In the past, the projected tax revenues were not materialized due to economic slowdown and administrative shortcomings, and the expenditure targets got derailed with frequent supplementary estimates. This led to overshooting the budget deficit over and above the original estimates indicated in the annual budget speeches. For instance, the projected budget deficit in Budget 2018 for the year 2018 was 4.8 percent of GDP, but the actual deficit went up to 5.3 percent for that year due to revenue shortfalls and expenditure hikes.
The achievement of a primary surplus of Rs. 91 billion last year and the projected surplus of Rs. 228 billion for this year, as boasted in the Budget speech, is merely a cosmetic exercise. This number is derived by deducting interest payments from the budget deficit. It is a superfluous indicator, as one cannot assume a fiscal deficit without making provisions for interest payments.
In financing this year’s budget deficit, net foreign borrowings are expected to contribute marginally as the bulk of foreign borrowings, mainly from commercial sources, are to be utilized for repayments to the tune of Rs. 665 billion. The resulting accumulated foreign debt will cause burden on future budgets as well. Domestically, the government depends on non-market borrowings, Treasury-Bond and Treasury-Bill markets and bank borrowings.

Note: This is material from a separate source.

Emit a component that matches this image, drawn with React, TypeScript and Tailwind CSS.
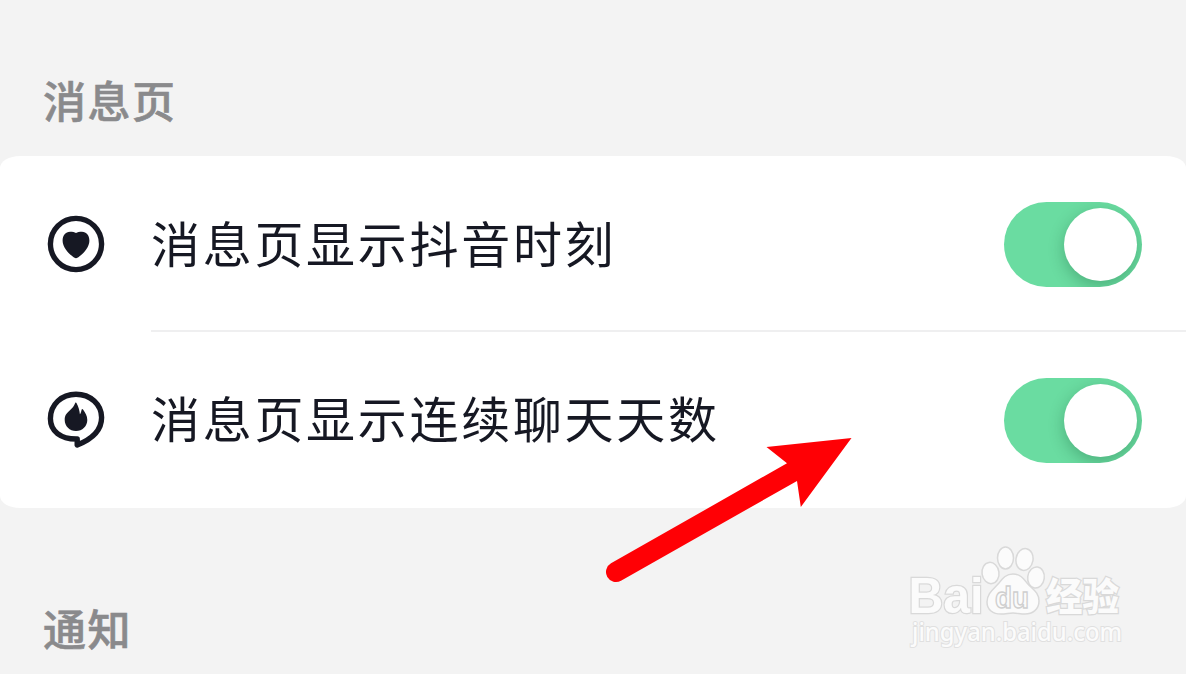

The widening fiscal deficits have compelled successive governments to rely on extensive domestic borrowings and foreign commercial borrowings augmenting the debt service burden to unsustainable levels. In view of the upcoming elections and the continuing political fragility, little emphasis is given in Budget 2019 to overcome such problems by fiscal consolidation. This causes adverse repercussions for economic stability and growth in years to come.